Friday, August 27, 2004

two conclusions

well, i've been home for a week now. finally my mind is catching up to my body. i am no longer having dreams where i am in china, am no longer wondering where i am when i wake up, etc. i can't say i am not constantly still thinking about my experience though...i am. it is in the front of my mind, all the time. and there seem to be two important lessons i learned there.

the first is easy--i wrote about it in a very early posting...outdoor exercise is important to health. this seemed to be a daily necessity for so many of the people in china...they *needed* to get their exercise every day, the same way they needed food and sleep. and this isn't fancy team-sport exercise either. they aren't in softball leagues, members of a gym, and aren't part of biking or swimming clubs. mainly they just go do whatever they want to do: walk around the track, hit a badminton birdie with a child or friend, shoot baskets, do stretching exercises, ride a bike. the sort of spontaneous activity that gives them freedom. freedom from memberships, expensive fees for recreation leagues, scheduled game-times and even practices, etc.

the other lesson is about the language. i have decided that it is shocking the way the american educational system does so little to promote the value of studying a the study of a second language. i know that most high schools have a 2- or 3-year language requirement, but still, that is too little too late...and many students treat is simply as a requirement that they need to fulfill, that's all.
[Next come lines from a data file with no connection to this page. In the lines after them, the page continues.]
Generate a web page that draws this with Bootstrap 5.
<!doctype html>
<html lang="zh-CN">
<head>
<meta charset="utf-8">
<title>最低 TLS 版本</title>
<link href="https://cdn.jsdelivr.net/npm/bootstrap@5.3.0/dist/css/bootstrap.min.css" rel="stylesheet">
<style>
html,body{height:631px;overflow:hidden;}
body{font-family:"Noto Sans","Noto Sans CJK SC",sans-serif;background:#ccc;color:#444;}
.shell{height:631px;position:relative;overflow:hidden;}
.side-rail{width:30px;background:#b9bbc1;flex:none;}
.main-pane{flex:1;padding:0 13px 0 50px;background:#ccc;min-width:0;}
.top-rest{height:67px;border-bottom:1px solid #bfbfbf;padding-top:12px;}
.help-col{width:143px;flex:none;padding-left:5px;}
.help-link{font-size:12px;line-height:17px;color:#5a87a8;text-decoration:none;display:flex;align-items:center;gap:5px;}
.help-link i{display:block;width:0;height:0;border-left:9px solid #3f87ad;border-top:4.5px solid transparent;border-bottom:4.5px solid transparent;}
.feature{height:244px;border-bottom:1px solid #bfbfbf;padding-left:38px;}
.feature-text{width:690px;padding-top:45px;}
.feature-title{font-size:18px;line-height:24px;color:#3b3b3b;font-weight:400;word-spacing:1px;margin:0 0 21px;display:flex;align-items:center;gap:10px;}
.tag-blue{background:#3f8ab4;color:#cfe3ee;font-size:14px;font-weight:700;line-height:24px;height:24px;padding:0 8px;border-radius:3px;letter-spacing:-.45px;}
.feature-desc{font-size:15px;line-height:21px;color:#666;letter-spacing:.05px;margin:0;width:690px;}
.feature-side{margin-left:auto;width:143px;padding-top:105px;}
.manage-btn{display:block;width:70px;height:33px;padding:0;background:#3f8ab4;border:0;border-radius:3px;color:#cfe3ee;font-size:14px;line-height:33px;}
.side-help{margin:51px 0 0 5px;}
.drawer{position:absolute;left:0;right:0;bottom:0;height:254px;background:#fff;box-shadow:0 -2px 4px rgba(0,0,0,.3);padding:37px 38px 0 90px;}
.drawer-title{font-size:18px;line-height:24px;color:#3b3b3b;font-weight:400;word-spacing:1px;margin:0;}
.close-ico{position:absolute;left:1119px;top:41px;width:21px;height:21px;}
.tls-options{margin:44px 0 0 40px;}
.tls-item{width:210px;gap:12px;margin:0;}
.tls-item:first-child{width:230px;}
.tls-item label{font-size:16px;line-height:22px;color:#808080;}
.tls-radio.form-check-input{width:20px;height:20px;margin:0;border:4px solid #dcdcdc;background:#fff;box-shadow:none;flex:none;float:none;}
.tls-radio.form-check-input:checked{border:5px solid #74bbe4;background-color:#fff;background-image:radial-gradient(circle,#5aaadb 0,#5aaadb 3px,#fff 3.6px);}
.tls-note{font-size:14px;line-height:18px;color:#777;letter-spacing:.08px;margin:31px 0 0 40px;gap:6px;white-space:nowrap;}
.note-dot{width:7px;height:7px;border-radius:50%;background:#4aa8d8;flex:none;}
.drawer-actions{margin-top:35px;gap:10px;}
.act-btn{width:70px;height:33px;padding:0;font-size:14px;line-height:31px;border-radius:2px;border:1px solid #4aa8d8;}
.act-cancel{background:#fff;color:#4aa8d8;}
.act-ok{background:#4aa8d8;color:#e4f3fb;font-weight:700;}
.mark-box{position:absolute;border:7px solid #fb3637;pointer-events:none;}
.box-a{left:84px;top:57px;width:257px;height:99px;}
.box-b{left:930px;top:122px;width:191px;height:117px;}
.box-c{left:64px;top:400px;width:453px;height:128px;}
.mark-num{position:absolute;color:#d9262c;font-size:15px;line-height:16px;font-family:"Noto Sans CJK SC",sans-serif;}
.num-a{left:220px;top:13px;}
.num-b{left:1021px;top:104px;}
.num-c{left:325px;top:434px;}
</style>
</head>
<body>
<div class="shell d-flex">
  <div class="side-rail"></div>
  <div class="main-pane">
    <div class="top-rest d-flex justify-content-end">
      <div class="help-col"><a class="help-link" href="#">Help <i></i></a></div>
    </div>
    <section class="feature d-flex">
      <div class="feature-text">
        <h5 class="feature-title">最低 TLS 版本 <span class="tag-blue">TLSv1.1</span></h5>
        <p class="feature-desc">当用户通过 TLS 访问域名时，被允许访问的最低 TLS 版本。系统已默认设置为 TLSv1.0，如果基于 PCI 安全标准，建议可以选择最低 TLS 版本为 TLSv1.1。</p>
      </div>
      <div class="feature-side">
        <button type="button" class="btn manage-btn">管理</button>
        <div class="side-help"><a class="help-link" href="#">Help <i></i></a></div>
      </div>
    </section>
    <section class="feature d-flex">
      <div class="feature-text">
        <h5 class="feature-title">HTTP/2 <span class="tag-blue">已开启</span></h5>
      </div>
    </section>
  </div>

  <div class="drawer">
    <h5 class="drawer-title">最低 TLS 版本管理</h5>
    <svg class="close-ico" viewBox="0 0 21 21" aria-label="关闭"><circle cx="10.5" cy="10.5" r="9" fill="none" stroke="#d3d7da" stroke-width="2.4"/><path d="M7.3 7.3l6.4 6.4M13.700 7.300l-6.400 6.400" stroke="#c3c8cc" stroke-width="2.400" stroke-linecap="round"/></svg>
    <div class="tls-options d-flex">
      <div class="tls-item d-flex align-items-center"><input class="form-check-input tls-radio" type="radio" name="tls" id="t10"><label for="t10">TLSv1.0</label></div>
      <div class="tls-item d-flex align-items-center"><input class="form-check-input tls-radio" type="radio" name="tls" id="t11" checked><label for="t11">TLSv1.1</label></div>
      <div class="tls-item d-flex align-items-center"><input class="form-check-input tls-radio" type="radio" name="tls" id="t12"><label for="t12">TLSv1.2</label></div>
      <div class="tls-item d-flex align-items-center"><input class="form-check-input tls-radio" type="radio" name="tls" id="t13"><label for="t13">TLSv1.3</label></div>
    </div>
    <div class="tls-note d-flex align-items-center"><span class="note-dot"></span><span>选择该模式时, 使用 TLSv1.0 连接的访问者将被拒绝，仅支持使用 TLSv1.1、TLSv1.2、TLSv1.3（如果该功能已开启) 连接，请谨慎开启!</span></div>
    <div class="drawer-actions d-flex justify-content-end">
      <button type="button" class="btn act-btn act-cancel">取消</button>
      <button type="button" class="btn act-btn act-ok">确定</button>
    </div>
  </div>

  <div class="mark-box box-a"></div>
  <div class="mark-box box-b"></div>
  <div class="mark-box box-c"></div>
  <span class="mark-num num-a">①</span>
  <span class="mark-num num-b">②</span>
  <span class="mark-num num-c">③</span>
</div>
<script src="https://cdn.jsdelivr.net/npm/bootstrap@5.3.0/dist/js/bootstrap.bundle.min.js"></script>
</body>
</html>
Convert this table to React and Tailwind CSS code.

every educational theorist knows that the most effective language learning must happen early and must be reinforced for years. let me be blunt: EVERY CHINESE STUDENT STARTS LEARNING ENGLISH AT THE AGE OF 10 IF NOT EARLIER. every single one. at the age of 10. some of them start when they are infants, but i won't pretend that's common. it is common though for students in 1st and 2nd grade to go to a language school on saturday afternoons. i met one such 5 year-old girl--her name was tina ["T - I - N - A"]--and i had lunch with her and her aunt and grandfather the last saturday i was wuhan, and we visited until she had to go to english class at 3:30. but back to the point. why don't all americans learn language earlier? why isn't it a cultural value? why is our country and our educational system so focused on inwardness? why aren't we looking at the outside world?

here's a politicized example that i myself am surprised i'm making. and i'm only using this example because merely saying "we should learn a foreign language because it shows we value the world outside america" seems like an argument that arrogant self-absorbed americans can dismiss too easily. so this example shows the human toll of being a inward-looking nation...my example has to do with the tragedy that happened on September 11th, 2001. in the period before the tragedy, the intelligence community simply didn't have enough americans who knew arabic to prevent it. they didn't have enough agents who could translate the messages, penetrate the groups, and stop the terrorists. think about it. do you know any native-born american anywhere who has ever studied arabic? have you ever heard of it being taught in any school? why isn't anyone studying it? isn't it an important language? the political situation in the middle east has been in a threat to american stability since the post-WWII period...isn't this enough time for some Americans to be studying arabic, not just to speak it, but so we can understand the people who live in these countries?

now, getting back to chinese. why aren't more people in america studying it? why aren't any american 10 year-olds [better yet ALL american 10 year-olds] studying chinese? china is a coutry that is poised to probably take over the world economy in my lifetime, but certainly in the lifetime of today's schoolchildren. and why isn't anyone bothering to learn their language [and at the same time, their culture and their values...since this is all part of one piece]? with as much trade and business as america does with china, why aren't we learning to speak to them and understand them? i will tell you one thing, and this isn't complicated: i sat in many meetings with american and chinese teachers, where we negotiated all sort of [usually banal] details of our program, and when the chinese teachers could talk amongst themselves in chinese right in our presence, it gave them a substantial advantage in the negotiations. i can only imagine how much leverage this language differential gives chinese people in business and political deals with americans. by knowing our language, they know *us*. they know who we are--learning our language has enabled them to learn about us, all while we sit back and do relatively little to understand them.

so what is the conclusion: the conclusion is that everyone--it's never too late--should do something to close the language gap between america and the rest of the world. instead of allowing them to study and learn about us on a one-way street, we need to start learning about them. we need to start living abroad, traveling internationally as much as possible, and if you have children, or grand-children, or are friends of parents of children, we must start taking it upon ourselves to help every american to start looking outward instead of inward...to start valuing the world outside of america--especially the middle east and far east--and not just being absorbed in our small part of the world here in the western hemisphere.